◆ Extracted material
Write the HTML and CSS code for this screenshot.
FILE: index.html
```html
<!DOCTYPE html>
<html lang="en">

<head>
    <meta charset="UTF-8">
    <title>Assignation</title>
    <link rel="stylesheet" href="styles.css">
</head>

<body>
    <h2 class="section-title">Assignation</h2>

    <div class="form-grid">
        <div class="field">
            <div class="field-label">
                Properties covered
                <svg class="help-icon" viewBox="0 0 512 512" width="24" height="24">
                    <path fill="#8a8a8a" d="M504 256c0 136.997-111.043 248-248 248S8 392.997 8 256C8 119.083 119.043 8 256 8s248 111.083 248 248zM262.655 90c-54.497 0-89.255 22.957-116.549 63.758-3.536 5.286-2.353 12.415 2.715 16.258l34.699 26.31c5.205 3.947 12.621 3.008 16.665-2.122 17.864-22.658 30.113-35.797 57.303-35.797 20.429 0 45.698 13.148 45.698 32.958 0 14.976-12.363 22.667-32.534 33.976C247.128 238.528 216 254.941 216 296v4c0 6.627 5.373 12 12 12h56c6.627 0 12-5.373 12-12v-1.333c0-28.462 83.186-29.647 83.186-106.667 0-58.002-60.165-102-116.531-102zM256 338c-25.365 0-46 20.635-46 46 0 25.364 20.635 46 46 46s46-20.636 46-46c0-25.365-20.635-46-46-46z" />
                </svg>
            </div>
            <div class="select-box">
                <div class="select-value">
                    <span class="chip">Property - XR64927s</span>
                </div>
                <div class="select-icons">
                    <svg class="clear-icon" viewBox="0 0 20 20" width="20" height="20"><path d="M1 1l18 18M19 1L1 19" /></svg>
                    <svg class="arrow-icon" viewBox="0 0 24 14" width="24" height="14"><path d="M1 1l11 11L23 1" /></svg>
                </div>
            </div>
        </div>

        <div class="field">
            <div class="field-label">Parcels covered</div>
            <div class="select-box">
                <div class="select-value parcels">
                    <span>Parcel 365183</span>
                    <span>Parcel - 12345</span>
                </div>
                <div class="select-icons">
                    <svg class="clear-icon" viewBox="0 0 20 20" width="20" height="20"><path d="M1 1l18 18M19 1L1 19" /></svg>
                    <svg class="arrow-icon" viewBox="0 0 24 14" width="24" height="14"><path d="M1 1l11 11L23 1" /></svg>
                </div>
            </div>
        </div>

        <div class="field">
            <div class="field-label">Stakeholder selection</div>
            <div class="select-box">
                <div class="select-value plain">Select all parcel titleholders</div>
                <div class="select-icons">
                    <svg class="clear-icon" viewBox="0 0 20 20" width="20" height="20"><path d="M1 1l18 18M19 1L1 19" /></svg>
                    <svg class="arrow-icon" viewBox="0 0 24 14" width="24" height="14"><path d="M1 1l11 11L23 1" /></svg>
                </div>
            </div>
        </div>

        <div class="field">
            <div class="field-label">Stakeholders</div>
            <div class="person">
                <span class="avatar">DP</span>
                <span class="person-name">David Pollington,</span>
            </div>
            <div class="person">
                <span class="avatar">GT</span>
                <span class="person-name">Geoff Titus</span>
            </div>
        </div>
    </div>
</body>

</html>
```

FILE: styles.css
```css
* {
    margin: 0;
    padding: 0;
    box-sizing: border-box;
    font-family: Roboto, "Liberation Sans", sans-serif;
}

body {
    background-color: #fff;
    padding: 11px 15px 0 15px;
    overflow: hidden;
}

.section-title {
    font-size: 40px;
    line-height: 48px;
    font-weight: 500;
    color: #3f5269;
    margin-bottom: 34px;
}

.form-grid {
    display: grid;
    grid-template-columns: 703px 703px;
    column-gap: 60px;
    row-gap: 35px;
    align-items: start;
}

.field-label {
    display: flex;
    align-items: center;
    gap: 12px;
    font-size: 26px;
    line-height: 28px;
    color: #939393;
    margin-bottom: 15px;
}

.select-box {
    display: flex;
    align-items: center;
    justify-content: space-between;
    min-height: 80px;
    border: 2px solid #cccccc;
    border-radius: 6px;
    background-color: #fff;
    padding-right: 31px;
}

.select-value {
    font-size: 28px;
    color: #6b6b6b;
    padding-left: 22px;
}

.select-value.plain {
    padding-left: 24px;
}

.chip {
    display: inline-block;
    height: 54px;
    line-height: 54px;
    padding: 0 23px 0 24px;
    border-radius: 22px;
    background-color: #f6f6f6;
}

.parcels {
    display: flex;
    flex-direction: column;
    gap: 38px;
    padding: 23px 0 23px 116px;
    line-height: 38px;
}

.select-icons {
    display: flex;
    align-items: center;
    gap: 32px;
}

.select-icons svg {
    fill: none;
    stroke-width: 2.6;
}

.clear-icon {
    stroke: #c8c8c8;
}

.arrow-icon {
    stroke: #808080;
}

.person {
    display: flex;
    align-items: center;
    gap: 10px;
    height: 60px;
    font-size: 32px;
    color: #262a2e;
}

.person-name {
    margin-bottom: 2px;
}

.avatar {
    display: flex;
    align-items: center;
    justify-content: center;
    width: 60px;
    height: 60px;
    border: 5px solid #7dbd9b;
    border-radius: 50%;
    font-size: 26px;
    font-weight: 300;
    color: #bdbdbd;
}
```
...
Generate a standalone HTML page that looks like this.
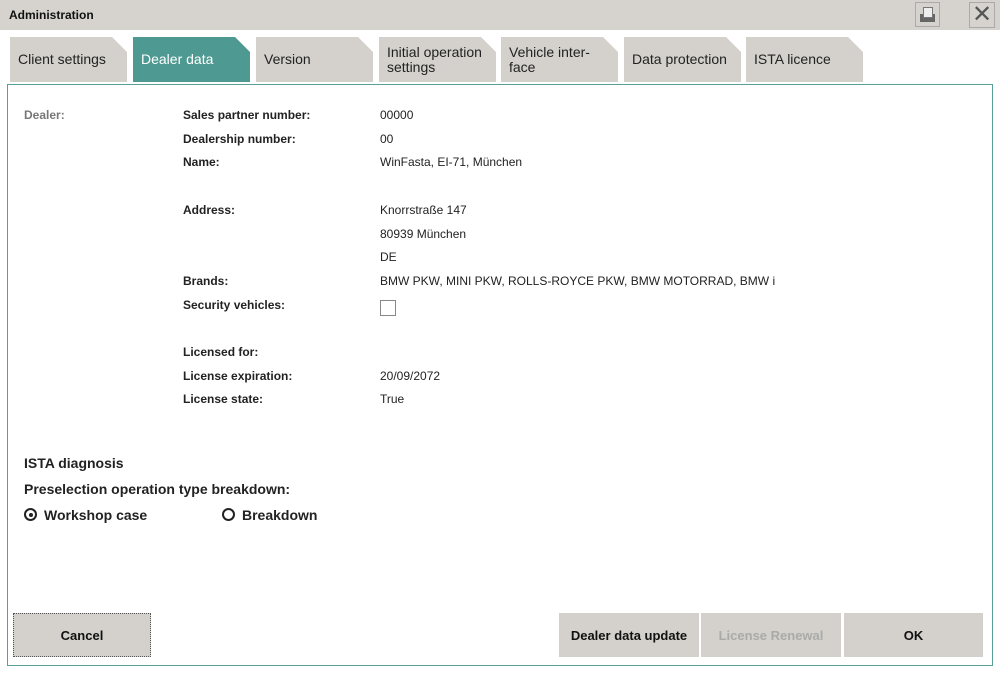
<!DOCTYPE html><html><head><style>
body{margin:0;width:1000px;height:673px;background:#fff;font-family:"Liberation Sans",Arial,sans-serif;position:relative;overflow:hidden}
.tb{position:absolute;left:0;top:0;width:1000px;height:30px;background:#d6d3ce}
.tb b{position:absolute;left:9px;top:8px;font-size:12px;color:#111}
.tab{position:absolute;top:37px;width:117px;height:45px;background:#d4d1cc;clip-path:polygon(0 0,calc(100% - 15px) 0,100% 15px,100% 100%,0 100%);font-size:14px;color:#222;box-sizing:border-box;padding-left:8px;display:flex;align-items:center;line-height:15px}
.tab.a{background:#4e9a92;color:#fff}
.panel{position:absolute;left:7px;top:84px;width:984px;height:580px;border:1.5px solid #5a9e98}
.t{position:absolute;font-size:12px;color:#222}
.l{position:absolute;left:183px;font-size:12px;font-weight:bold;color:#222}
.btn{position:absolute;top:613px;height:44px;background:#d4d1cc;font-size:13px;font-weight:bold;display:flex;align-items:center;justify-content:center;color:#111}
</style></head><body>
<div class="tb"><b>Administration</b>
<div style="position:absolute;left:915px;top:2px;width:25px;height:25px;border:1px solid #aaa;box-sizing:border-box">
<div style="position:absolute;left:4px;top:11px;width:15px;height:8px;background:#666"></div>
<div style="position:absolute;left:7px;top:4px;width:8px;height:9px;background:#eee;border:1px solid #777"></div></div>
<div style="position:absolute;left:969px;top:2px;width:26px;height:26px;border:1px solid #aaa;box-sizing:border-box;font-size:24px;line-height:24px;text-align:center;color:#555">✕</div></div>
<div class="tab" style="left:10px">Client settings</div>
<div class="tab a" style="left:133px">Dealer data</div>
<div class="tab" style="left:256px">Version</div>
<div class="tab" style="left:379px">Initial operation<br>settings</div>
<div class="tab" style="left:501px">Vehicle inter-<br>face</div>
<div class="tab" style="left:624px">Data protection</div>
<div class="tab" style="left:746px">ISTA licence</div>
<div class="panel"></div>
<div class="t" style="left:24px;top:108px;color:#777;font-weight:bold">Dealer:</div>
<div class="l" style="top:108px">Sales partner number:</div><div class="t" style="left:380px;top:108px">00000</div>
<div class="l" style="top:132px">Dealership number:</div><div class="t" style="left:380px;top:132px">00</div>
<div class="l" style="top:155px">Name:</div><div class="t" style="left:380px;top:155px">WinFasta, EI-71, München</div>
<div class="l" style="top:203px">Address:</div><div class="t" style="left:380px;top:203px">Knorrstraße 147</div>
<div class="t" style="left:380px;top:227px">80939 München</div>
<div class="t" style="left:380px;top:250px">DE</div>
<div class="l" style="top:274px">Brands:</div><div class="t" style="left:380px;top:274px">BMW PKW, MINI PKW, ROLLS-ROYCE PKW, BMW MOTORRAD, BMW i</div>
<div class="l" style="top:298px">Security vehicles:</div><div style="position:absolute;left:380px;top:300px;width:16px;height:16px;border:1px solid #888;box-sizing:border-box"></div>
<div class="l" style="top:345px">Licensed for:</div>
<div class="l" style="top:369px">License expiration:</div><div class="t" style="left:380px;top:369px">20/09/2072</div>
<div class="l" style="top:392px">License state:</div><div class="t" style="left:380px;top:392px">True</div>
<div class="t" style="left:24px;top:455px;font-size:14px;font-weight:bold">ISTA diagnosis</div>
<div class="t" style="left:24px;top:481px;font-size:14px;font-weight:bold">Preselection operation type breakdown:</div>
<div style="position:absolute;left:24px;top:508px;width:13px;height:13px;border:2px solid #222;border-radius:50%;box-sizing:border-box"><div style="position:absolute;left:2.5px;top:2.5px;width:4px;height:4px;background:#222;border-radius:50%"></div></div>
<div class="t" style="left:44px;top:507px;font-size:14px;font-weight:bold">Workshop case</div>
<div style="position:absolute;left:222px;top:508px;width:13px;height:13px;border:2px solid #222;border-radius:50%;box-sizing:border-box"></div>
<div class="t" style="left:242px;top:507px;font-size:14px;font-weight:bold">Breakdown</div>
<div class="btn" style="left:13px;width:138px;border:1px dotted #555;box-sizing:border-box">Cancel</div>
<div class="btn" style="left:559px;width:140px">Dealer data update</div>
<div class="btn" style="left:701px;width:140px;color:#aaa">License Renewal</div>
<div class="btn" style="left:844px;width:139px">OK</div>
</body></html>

◆ What the task requires
Across the material above, count every line holding "this" and write down only the number.

◆ Task output
2